Vilsack received similar letters requesting the USDA continue relying on EAs instead of EISs to deregulate GE crops from the Americas Soybean Association and the American Seed Trade Association. Both groups worried that an increase in oversight – precipitated by the more in-depth impact evaluation – could back up approvals for years. The soybean association included in its letter a pipeline chart of 25 GE soybean varieties it “expected” to be approved for commercialization within a decade.

A policy requiring an EIS for every GE seed is exactly what critics of Monsanto and the rest of the industry have spent years fighting for.
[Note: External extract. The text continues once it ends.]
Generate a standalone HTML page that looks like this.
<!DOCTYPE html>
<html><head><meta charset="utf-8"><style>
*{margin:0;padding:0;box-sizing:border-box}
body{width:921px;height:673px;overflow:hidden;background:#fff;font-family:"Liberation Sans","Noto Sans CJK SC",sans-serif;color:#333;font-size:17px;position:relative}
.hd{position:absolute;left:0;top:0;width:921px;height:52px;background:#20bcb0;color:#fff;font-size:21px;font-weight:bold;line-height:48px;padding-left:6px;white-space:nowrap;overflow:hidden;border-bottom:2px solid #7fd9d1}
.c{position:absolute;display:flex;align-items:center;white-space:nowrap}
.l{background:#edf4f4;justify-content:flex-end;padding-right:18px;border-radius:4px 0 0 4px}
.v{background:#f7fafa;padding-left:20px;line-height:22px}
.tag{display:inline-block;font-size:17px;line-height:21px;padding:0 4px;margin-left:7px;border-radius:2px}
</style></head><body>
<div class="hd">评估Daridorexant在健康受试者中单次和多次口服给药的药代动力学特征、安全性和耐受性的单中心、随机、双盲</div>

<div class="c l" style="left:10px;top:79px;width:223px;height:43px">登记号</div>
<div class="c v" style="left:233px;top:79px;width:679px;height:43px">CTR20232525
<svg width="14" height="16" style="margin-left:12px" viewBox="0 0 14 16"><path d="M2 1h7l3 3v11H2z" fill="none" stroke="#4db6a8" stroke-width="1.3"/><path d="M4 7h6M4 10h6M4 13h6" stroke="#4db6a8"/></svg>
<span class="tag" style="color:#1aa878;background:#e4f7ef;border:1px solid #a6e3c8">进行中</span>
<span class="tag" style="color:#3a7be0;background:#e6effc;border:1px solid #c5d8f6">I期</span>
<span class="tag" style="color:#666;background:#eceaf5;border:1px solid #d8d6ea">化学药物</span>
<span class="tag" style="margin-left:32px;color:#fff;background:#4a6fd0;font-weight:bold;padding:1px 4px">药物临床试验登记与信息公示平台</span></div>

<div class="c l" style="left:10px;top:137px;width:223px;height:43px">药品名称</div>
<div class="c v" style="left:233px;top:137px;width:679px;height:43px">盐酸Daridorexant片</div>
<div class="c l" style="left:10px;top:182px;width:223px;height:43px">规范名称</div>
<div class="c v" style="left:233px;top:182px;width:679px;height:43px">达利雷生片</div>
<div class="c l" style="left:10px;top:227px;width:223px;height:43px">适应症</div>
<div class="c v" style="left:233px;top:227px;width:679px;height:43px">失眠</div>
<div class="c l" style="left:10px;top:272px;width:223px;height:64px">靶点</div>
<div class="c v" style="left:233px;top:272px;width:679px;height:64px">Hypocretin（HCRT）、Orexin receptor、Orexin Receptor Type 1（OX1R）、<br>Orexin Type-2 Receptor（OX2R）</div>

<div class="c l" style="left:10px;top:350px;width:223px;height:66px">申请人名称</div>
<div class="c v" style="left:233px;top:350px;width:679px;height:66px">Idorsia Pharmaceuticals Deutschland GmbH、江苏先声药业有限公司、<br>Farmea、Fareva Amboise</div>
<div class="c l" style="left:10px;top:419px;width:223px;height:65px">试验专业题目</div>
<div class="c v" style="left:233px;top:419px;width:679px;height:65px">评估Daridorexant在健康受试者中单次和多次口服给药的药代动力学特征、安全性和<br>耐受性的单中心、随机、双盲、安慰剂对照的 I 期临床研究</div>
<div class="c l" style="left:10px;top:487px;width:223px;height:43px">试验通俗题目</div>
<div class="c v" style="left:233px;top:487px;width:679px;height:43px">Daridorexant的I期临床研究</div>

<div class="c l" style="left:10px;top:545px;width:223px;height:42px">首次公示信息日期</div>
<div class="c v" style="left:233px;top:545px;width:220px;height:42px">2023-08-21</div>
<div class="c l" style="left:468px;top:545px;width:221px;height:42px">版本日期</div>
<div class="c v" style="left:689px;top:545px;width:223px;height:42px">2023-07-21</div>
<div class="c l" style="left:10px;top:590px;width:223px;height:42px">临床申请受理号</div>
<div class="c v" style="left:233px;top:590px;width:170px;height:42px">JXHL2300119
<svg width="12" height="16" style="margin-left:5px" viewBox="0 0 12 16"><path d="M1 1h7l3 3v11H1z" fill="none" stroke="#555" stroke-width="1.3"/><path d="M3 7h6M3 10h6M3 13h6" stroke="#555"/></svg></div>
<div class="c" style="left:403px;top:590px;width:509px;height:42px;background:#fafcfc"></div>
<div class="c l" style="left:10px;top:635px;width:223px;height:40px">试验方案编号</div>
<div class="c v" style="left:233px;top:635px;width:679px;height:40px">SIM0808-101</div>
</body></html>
Unlike the industry, they believe the herbicides that blanket GE crops and the potential for transgenic contamination are potential threats to the agricultural environment and human health.
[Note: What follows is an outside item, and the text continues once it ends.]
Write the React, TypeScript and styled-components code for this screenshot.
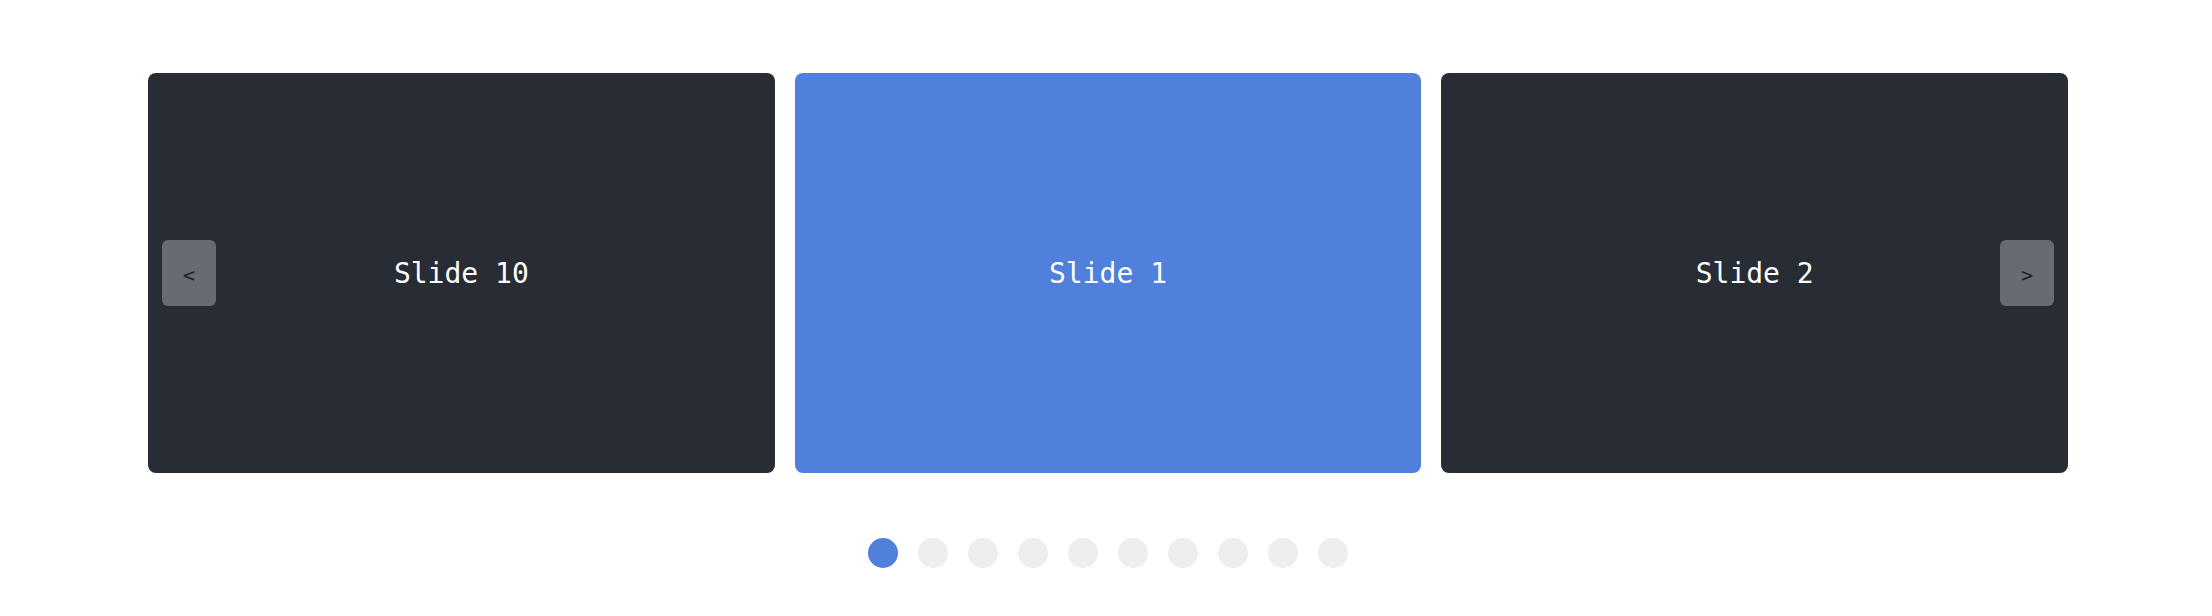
import React from "react";
import styled, { createGlobalStyle } from "styled-components";

const GlobalStyle = createGlobalStyle`
  html, body {
    margin: 0;
    padding: 0;
    background: #ffffff;
  }
  body {
    font-family: "DejaVu Sans Mono", "Liberation Mono", monospace;
  }
`;

const Page = styled.div`
  padding-top: 73px;
  padding-left: 148px;
`;

const Carousel = styled.div`
  position: relative;
  width: 1920px;
`;

const Track = styled.div`
  display: flex;
  gap: 20px;
`;

const Slide = styled.div<{ $active?: boolean }>`
  flex: 1 1 0;
  height: 400px;
  border-radius: 8px;
  background: ${(p) => (p.$active ? "#5080dc" : "#282c34")};
  color: #ffffff;
  display: flex;
  align-items: center;
  justify-content: center;
  font-family: "DejaVu Sans Mono", monospace;
  font-size: 28px;
`;

const NavButton = styled.button<{ $side: "left" | "right" }>`
  position: absolute;
  top: 167px;
  ${(p) => (p.$side === "left" ? "left: 14px;" : "right: 14px;")}
  width: 54px;
  height: 66px;
  border: none;
  border-radius: 6px;
  background: rgba(255, 255, 255, 0.3);
  color: #1e2126;
  font-family: "DejaVu Sans Mono", monospace;
  font-size: 20px;
  padding: 4px 0 0;
  display: flex;
  align-items: center;
  justify-content: center;
  cursor: pointer;
`;

const Dots = styled.div`
  display: flex;
  justify-content: center;
  gap: 20px;
  margin-top: 65px;
`;

const Dot = styled.span<{ $active?: boolean }>`
  width: 30px;
  height: 30px;
  border-radius: 50%;
  background: ${(p) => (p.$active ? "#5080dc" : "#eeeeee")};
`;

export default function App() {
  const slides = [
    { label: "Slide 10", active: false },
    { label: "Slide 1", active: true },
    { label: "Slide 2", active: false },
  ];
  return (
    <>
      <GlobalStyle />
      <Page>
        <Carousel>
          <Track>
            {slides.map((s) => (
              <Slide key={s.label} $active={s.active}>
                {s.label}
              </Slide>
            ))}
          </Track>
          <NavButton $side="left">&lt;</NavButton>
          <NavButton $side="right">&gt;</NavButton>
          <Dots>
            {Array.from({ length: 10 }).map((_, i) => (
              <Dot key={i} $active={i === 0} />
            ))}
          </Dots>
        </Carousel>
      </Page>
    </>
  );
}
Vilsack wrote a steady-handed reply to each trade group, reassuring them that the NEPA policy would not change and the USDA would continue preparing an EA for new GE seeds and an EIS only when necessary. Vilsack also wrote that he was “pleased” to recently meet with biotech industry representatives and “discuss improving the efficiency of the biotechnology regulatory process.” Such improvements, he wrote, are “directly related” to the USDA's “objective of ensuring the United State leads the world in sustainable crop production and biotech crop exports.” He took the opportunity to announce that the USDA would reorganize the Biotechnology Regulatory Services agency and create a new NEPA team “dedicated to creating high quality and defensible documents to better inform our regulatory decisions.” This new NEPA team would go on to develop the NEPA Pilot Project and begin streamlining the approval process.

To Freese, it appears that Vilsack used to the word “defensible” in reference to legal challenges like the ones his group made to Monsanto alfalfa and sugar beets. “Their whole focus is on 'defensible' Environmental Assessments,” Freese said after reading the letters. “From our perspective, that's the wrong goal … it presumes the crop is going to be approved.”

Freese said the correspondence between Vilsack and the industry groups highlights the need for a culture change at the USDA. Regulators should be concerned about the safety of new GE products, not ensuring American exports compete with Brazil and China.

“It should be all about doing good assessments and making sure the crops that are approved are safe,” Freese said.

A USDA spokesperson declined to comment when asked if the agency would like to respond to criticisms of the NEPA Pilot Project and said updates on the project will be made available online.

Watchdogs like Freese know that regulators already work closely with the industry and the NEPA Pilot Project could simply make their work more efficient. Regulators already rely heavily on data provided by private contractors and by biotech companies to prepare EAs. During the Monsanto alfalfa case, internal emails between regulators and Monsanto officials surfaced and revealed the company worked closely with regulators to edit its original petition to deregulate the alfalfa. One regulator even accepted Monsanto's help in conducting the USDA's original EA of the GE alfalfa before it was initially approved in 2005.

Genetically engineered and modified crops continue to cause controversy across the globe, but in America they are a fact of life. The Obama and Bush administrations have actively promoted biotech agriculture both at home and abroad. Countries like China, Argentina and Brazil have also embraced biotech agriculture. Regulators in European countries – including crucial trade partners like France and Spain – have been much more cautious and, in some cases, even hostile toward the industry. GE crops are banned in Hungary and Peru, and earlier this year officials in Hungary destroyed 1,000 acres of corn containing Monsanto transgenes. The US, however, continues to allow big biotech companies to cultivate considerable power and influence and, as the letters uncovered by FOIA reveal, top regulators are ready to meet their demands.

“The USDA regards its own regulatory system as a rubber stamp,” Freese said after reading the letters. “At least at the upper levels, there's always been this presumption that [GE crops] must be approved.”